--- start SOURCE MATERIAL ---

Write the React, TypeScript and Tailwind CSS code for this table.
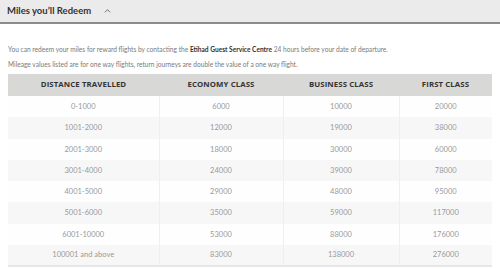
import React from "react";

const rows: string[][] = [
  ["0-1000", "6000", "10000", "20000"],
  ["1001-2000", "12000", "19000", "38000"],
  ["2001-3000", "18000", "30000", "60000"],
  ["3001-4000", "24000", "39000", "78000"],
  ["4001-5000", "29000", "48000", "95000"],
  ["5001-6000", "35000", "59000", "117000"],
  ["6001-10000", "53000", "88000", "176000"],
  ["100001 and above", "83000", "138000", "276000"],
];

const headers = ["DISTANCE TRAVELLED", "ECONOMY CLASS", "BUSINESS CLASS", "FIRST CLASS"];
const widths = ["w-[151px]", "w-[124px]", "w-[116px]", "w-[93px]"];

export default function App() {
  return (
    <div className="h-[269px] w-[500px] bg-white font-['Lato',sans-serif]">
      {/* accordion header */}
      <div className="flex h-6 items-center gap-[13px] border-b-2 border-[#8c8c8c] bg-[#ebebeb] pl-[7px]">
        <span className="text-[9.5px] font-bold text-[#333]">Miles you’ll Redeem</span>
        <svg viewBox="0 0 10 6" className="h-[4px] w-[7px]" fill="none" stroke="#666" strokeWidth="1.4">
          <path d="M1 5l4-4 4 4" />
        </svg>
      </div>

      <div className="px-2 pt-[18px] text-[6.6px] leading-[15px] text-[#7a7a7a]">
        <p>
          You can redeem your miles for reward flights by contacting the{" "}
          <b className="text-[#333]">Etihad Guest Service Centre</b> 24 hours before your date of departure.
        </p>
        <p>Mileage values listed are for one way flights, return journeys are double the value of a one way flight.</p>
      </div>

      <table className="mx-2 mt-[2px] border-collapse border-b-2 border-[#e6e6e6] text-center">
        <thead>
          <tr className="h-[22px] bg-[#d8d8d6]">
            {headers.map((h, i) => (
              <th
                key={h}
                className={`${widths[i]} p-0 font-['Open_Sans',sans-serif] text-[7.8px] font-bold tracking-[0.1px] text-[#333]`}
              >
                {h}
              </th>
            ))}
          </tr>
        </thead>
        <tbody>
          {rows.map((r, i) => (
            <tr key={i} className={`h-[21.25px] ${i % 2 ? "bg-[#f7f7f7]" : "bg-[#fefefe]"}`}>
              {r.map((c, j) => (
                <td
                  key={j}
                  className={`p-0 text-[7.5px] text-[#999] ${j < 3 ? "border-r border-[#efefef]" : ""}`}
                >
                  {c}
                </td>
              ))}
            </tr>
          ))}
        </tbody>
      </table>
    </div>
  );
}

--- end SOURCE MATERIAL ---

Take each line of the material that contains the word "React" and list it.

Write the React, TypeScript and Tailwind CSS code for this table.
import React from "react";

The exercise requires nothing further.